The whole of Spain rang with his fame, and the echoes of it spread to Portugal, France, England, Germany, and Italy; and it reached the ears of his own family, who had now left the Vico Dritto di Ponticello in Genoa and were living at Savona.
His life ashore in the first weeks following his return was a succession of triumphs and ceremonials.

His first care on landing had been to go with the whole of his crew to the church of Saint George, where a Te Deum was sung in honour of his return; and afterwards to perform those vows that he had made at sea in the hour of danger.

There was a certain amount of business to transact at Palos in connection with the paying of the ships' crews, writing of reports to the Sovereigns, and so forth; and it is likely that he stayed with his friends at the monastery of La Rabida while this was being done.
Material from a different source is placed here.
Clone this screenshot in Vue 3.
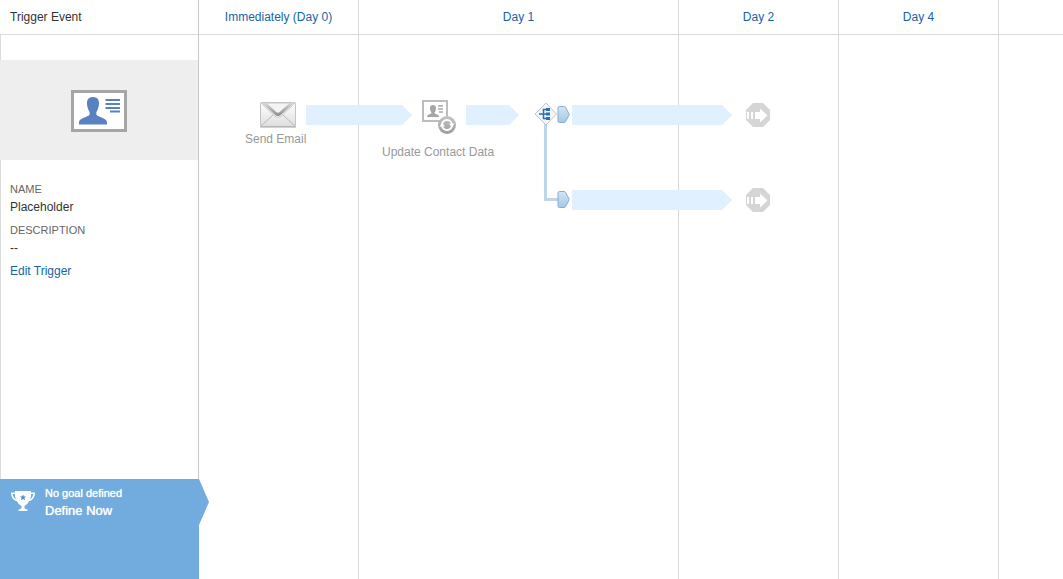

The Court was at Barcelona; and it was probably only a sense of his own great dignity and importance that prevented Christopher from setting off on the long journey immediately.
But he who had made so many pilgrimages to Court as a suitor could revel in a position that made it possible for him to hang back, and to be pressed and invited; and so when his business at Palos was finished he sent a messenger with his letters and reports to Barcelona, and himself, with his crew and his Indians and all his trophies, departed for Seville, where he arrived on Palm Sunday.
His entrance into that city was only a foretaste of the glory in which he was to move across the whole of Spain.